La opinión no se da, se pide

Si comienzas un proceso de Terapia Feminista es bastante probable que parte de tus sesiones las ocupes hablando sobre lo que piensa tu familia, tu pareja o tu jefe sobre tal o cual asunto y las emociones que esto te genera. Créeme, no vas a ser la primera persona ni la última en hacerlo.

Por un momento imagínate entrar a tu teatro, elegir una butaca, sentarte y a los segundos observar cómo se abre el telón:

Personaje 1 entra en escena. Te observa, te pregunta qué tal y una vez tú esbozas una mínima respuesta sobre tu malestar, empieza a contarte lo que le pasó a ella o lo que hizo ante tal o cual situación.
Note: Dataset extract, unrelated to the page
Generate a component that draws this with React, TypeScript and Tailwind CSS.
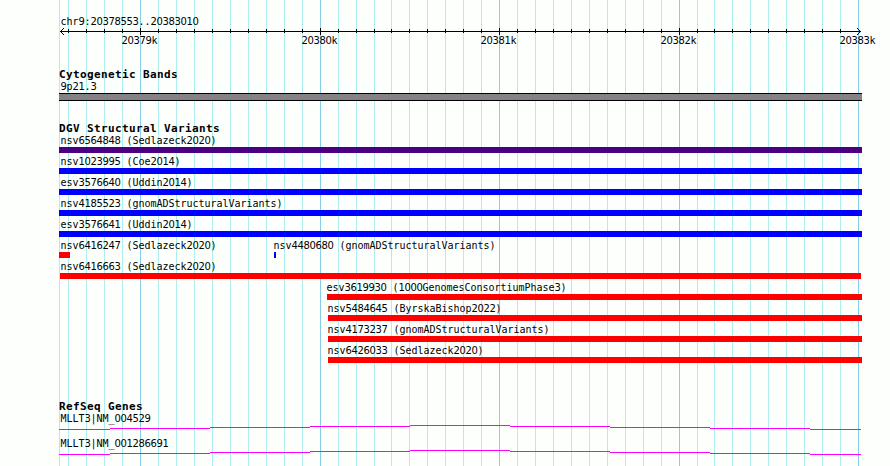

Te adelanto el final de la historia: tú, asintiendo y esperando a que termine su retahíla para poder marcharte a un rincón donde nadie te meta la chapa mientras piensas: “la próxima le respondo que bien y me ahorro todo esto”.

Segunda escena: los focos iluminan a Personaje 2 y su maldita manía de decir siempre lo que piensa. “¡A ver si no voy a poder hablar!, ¡Si yo lo digo sólo para ayudar!”. En un segundo plano, se intuye tu silueta, pasando del enfado a la tristeza tras escuchar indirectamente que lo estás haciendo mal y sentir que nadie parece dispuesto a preguntarte qué necesitas o sencillamente escucharte.

La cuestión es la siguiente: si lo sufrimos: ¿por qué nos cuesta tanto no ser complacientes ante las opiniones “libres” de otras personas sobre nuestros asuntos? Y segundo: ¿por qué nos cuesta tanto cerrar el pico y no expresar nuestro parecer sobre algo que nadie nos ha preguntado?

Durante las sesiones de Terapia Feminista jamás vas a escuchar una opinión no pedida porque lo único que importa es tu bienestar (¡a la mierda el ego de tu Psicóloga!), y porque, más importante: bastante tienes ya con tener que aguantar las apreciaciones de tu madre, tu amiga Paula, el informático de tu trabajo, el vecino del tercero, tu hermana o el tío Jose cada Navidad.